Consumer Groups: PepsiCo Is Misleading Teens

A number of consumer organizations say PepsiCo is misleading teens with online marketing programs and is asking the Federal Trade Commission to investigate.

WASHINGTON (AP) -- A number of consumer organizations say PepsiCo Inc. is misleading teenagers with its online marketing programs and is asking the Federal Trade Commission to investigate.

The complaint, filed with regulators on Wednesday, focuses on a series of online marketing campaigns for Doritos that target teens but are not labeled as advertisements.

The Center for Digital Democracy, Consumer Action, Consumer Watchdog and The Praxis Project say PepsiCo, which makes Doritos under its Frito-Lay business, uses a variety of "stealth interactive marketing and data collection techniques" to sell its products.

The complaint calls out the company's online game "Hotel 626" and "Doritos Rihanna Late Night" an entertainment site linked to chip purchases.

By disguising those marketing efforts as videogames, concerts and other experiences, teenagers may not recognize the content as advertising, according to the groups. They also say the company claimed to protect teen privacy, while collecting personal information and used viral marketing techniques that violated FTC guidelines.

"PepsiCo's covert ad campaigns take advantages of teens' vulnerabilities and encourage them to buy and consume a product that is harmful to their health," Angela Campbell, counsel for the Center for Digital Democracy said in a statement.
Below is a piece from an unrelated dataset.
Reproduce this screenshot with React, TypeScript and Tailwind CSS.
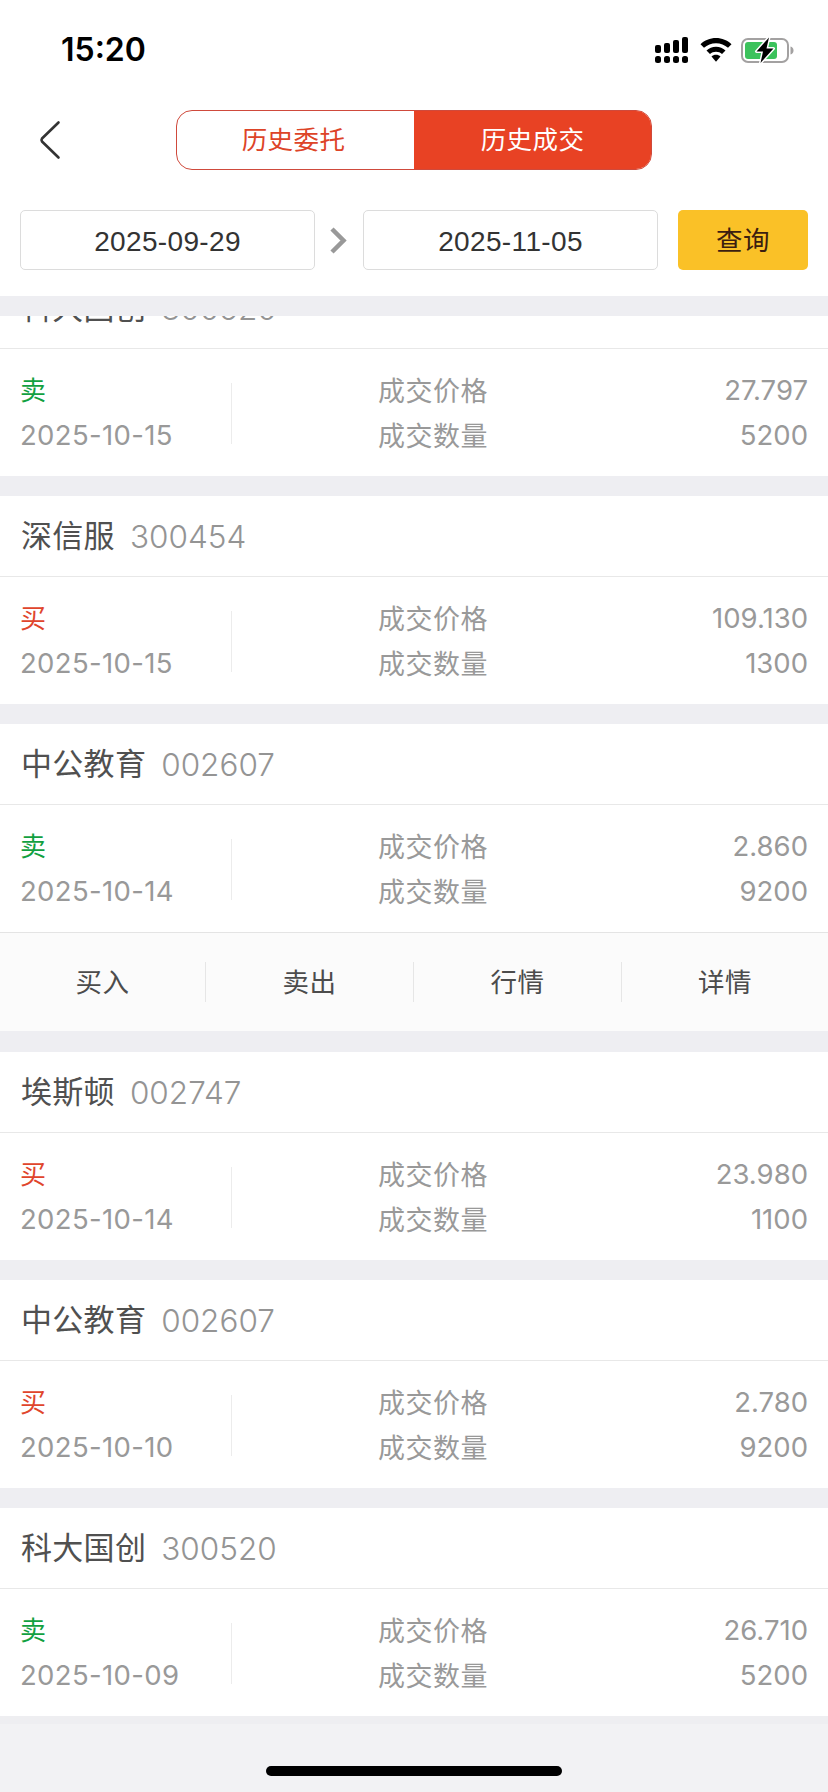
type Trade = {
  name: string;
  code: string;
  side: "buy" | "sell";
  date: string;
  price: string;
  amount: string;
  expanded?: boolean;
};

const trades: Trade[] = [
  { name: "科大国创", code: "300520", side: "sell", date: "2025-10-15", price: "27.797", amount: "5200" },
  { name: "深信服", code: "300454", side: "buy", date: "2025-10-15", price: "109.130", amount: "1300" },
  { name: "中公教育", code: "002607", side: "sell", date: "2025-10-14", price: "2.860", amount: "9200", expanded: true },
  { name: "埃斯顿", code: "002747", side: "buy", date: "2025-10-14", price: "23.980", amount: "1100" },
  { name: "中公教育", code: "002607", side: "buy", date: "2025-10-10", price: "2.780", amount: "9200" },
  { name: "科大国创", code: "300520", side: "sell", date: "2025-10-09", price: "26.710", amount: "5200" },
];

const actions = ["买入", "卖出", "行情", "详情"];

function SignalIcon() {
  return (
    <svg width="33" height="26" viewBox="0 0 33 26">
      <rect x="0" y="8" width="6" height="8" rx="2" />
      <rect x="9" y="6" width="6" height="10" rx="2" />
      <rect x="18" y="3" width="6" height="13" rx="2" />
      <rect x="27" y="0" width="6" height="16" rx="2" />
      <rect x="0" y="19" width="6" height="7" rx="2.5" />
      <rect x="9" y="19" width="6" height="7" rx="2.5" />
      <rect x="18" y="19" width="6" height="7" rx="2.5" />
      <rect x="27" y="19" width="6" height="7" rx="2.5" />
    </svg>
  );
}

function WifiIcon() {
  return (
    <svg width="32" height="24" viewBox="0 0 32 24">
      <path d="M16 0C22 0 27.400 2.300 31.500 6.200L28 9.800C24.800 6.900 20.600 5.200 16 5.200S7.200 6.900 4 9.800L.5 6.200C4.600 2.300 10 0 16 0Z" />
      <path d="M16 8.700C19.700 8.700 23 10.100 25.500 12.400L22 15.900C20.400 14.500 18.300 13.700 16 13.700S11.600 14.500 10 15.900L6.500 12.400C9 10.100 12.300 8.700 16 8.700Z" />
      <path d="M16 16.800C17.800 16.800 19.300 17.400 20.500 18.500L16 23.700L11.500 18.500C12.700 17.400 14.200 16.800 16 16.800Z" />
    </svg>
  );
}

function BatteryIcon() {
  return (
    <svg width="53" height="28" viewBox="0 0 53 28">
      <rect x="1" y="3" width="46" height="23" rx="6" fill="none" stroke="#a3a1a1" strokeWidth="2" />
      <rect x="4" y="6" width="32" height="17" rx="3" fill="#3cc25c" />
      <path d="M49.500 10.500C51.500 11 52.500 12.500 52.500 14.500S51.500 18 49.500 18.500Z" fill="#a3a1a1" />
      <path
        d="M28 1.500L15.500 15.500H22L19.500 27L32.500 12.500H25.500Z"
        fill="#000"
        stroke="#fff"
        strokeWidth="3"
        strokeLinejoin="round"
        paintOrder="stroke"
      />
    </svg>
  );
}

function StatusBar() {
  return (
    <div className="flex h-[100px] items-center justify-between pr-[34px] pl-[61px]">
      <span className="font-[Inter] text-[32px] leading-none font-semibold">
        15:20
      </span>
      <div className="flex items-center">
        <SignalIcon />
        <div className="mr-[9px] ml-[12px]">
          <WifiIcon />
        </div>
        <BatteryIcon />
      </div>
    </div>
  );
}

function Tabs() {
  return (
    <div className="flex h-[80px] items-center">
      <button type="button" aria-label="返回" className="ml-[38px]">
        <svg width="24" height="40" viewBox="0 0 24 40" fill="none" stroke="#333" strokeWidth="2.6" strokeLinecap="round" strokeLinejoin="round">
          <path d="M20.500 2.500L4 18.500Q3 20 4 21.500L20.500 37.500" />
        </svg>
      </button>
      <div className="ml-[114px] flex h-[60px] w-[476px] overflow-hidden rounded-[16px] border border-[#cf4a3c] text-[25.500px] tracking-[0.400px]">
        <button type="button" className="w-[237px] pr-[4px] text-[#dd4428]">
          历史委托
        </button>
        <button type="button" className="flex-1 bg-[#e84224] text-white">
          历史成交
        </button>
      </div>
    </div>
  );
}

function DateRange() {
  return (
    <div className="flex h-[116px] items-start px-5 pt-[30px]">
      <div className="flex h-[60px] w-[295px] items-center justify-center rounded-[5px] border border-[#dcdcdc] pt-[3px] text-[28px] tracking-[0.350px] text-[#333]">
        2025-09-29
      </div>
      <svg className="mt-[17px] mr-[16px] ml-[15px]" width="17" height="27" viewBox="0 0 17 27" fill="none" stroke="#999" strokeWidth="4.500">
        <path d="M2 2L13.500 13.500L2 25" />
      </svg>
      <div className="flex h-[60px] w-[295px] items-center justify-center rounded-[5px] border border-[#dcdcdc] pt-[3px] text-[28px] tracking-[0.350px] text-[#333]">
        2025-11-05
      </div>
      <button type="button" className="ml-[20px] h-[60px] w-[130px] rounded-[5px] bg-[#fac127] pt-[4px] text-[26.500px] tracking-[0.400px] text-[#3c1e10]">
        查询
      </button>
    </div>
  );
}

function TradeCard({ trade }: { trade: Trade }) {
  return (
    <article className="bg-white">
      <header className="flex h-[81px] items-center border-b border-[#e8e8e8] pl-[21px]">
        <h2 className="pt-[3px] text-[31px] tracking-[0.300px] text-[#505050]">{trade.name}</h2>
        <span className="ml-[15px] pt-px font-[Inter] text-[31.500px] font-[350] text-[#949494]">
          {trade.code}
        </span>
      </header>
      <div className="flex h-[127px] items-start pt-[19px] pr-5 pl-5 leading-[45px] text-[#999]">
        <div className="w-[211px]">
          <p className={trade.side === "buy" ? "pt-px text-[26px] leading-[44px] text-[#e0452c]" : "pt-px text-[26px] leading-[44px] text-[#11a040]"}>
            {trade.side === "buy" ? "买" : "卖"}
          </p>
          <p className="font-[Inter] text-[27.500px] tracking-[0.350px]">{trade.date}</p>
        </div>
        <div className="mt-[15px] h-[61px] w-px bg-[#ececec]" />
        <div className="ml-[146px] pt-[2px] text-[27px] tracking-[0.500px]">
          <p>成交价格</p>
          <p>成交数量</p>
        </div>
        <div className="ml-auto text-right font-[Inter] text-[27.500px]">
          <p>{trade.price}</p>
          <p>{trade.amount}</p>
        </div>
      </div>
      {trade.expanded && (
        <div className="grid h-[100px] grid-cols-[206px_208px_208px_206px] items-center border-t border-b border-t-[#e4e4e4] border-b-[#eeeef2] bg-[#fbfbfb]">
          {actions.map((action) => (
            <button
              key={action}
              type="button"
              className="h-[40px] border-r border-[#e6e6e6] pt-[2px] text-[26.500px] leading-[38px] tracking-[0.400px] text-[#4c4c4c] last:border-r-0"
            >
              {action}
            </button>
          ))}
        </div>
      )}
    </article>
  );
}

export default function App() {
  return (
    <div className="flex h-[1792px] w-[828px] flex-col overflow-hidden bg-white font-['Liberation_Sans','Noto_Sans_CJK_SC',sans-serif] text-black">
      <StatusBar />
      <Tabs />
      <DateRange />
      <main className="h-[1420px] shrink-0 overflow-hidden border-t-[20px] border-[#eeeef2] bg-[#eeeef2]">
        {/* list is scrolled, the first card sits partly under the filter bar */}
        <div className="-mt-[48px] flex flex-col gap-5">
          {trades.map((trade) => (
            <TradeCard key={`${trade.code}-${trade.date}`} trade={trade} />
          ))}
        </div>
      </main>
      <footer className="flex h-[76px] items-end justify-center border-t-[8px] border-[#eeeef1] bg-[#f2f2f4] pb-[16px]">
        <div className="h-[10px] w-[296px] rounded-full bg-black" />
      </footer>
    </div>
  );
}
A spokesperson for Frito-Lay was not immediately available to comment.

The complaint comes as government officials are fine-tuning guidelines for marketing junk food to children. Earlier this month, government agencies involved in the planning indicated they may be backing off tougher guidelines. That includes narrowing the age group affected by the rules to 2 to 11, rather than up to 17 as initially planned.

Federal officials are hoping to put new guidelines in place to discourage children's unhealthy eating habits, considered one of the drivers of the nation's obesity epidemic.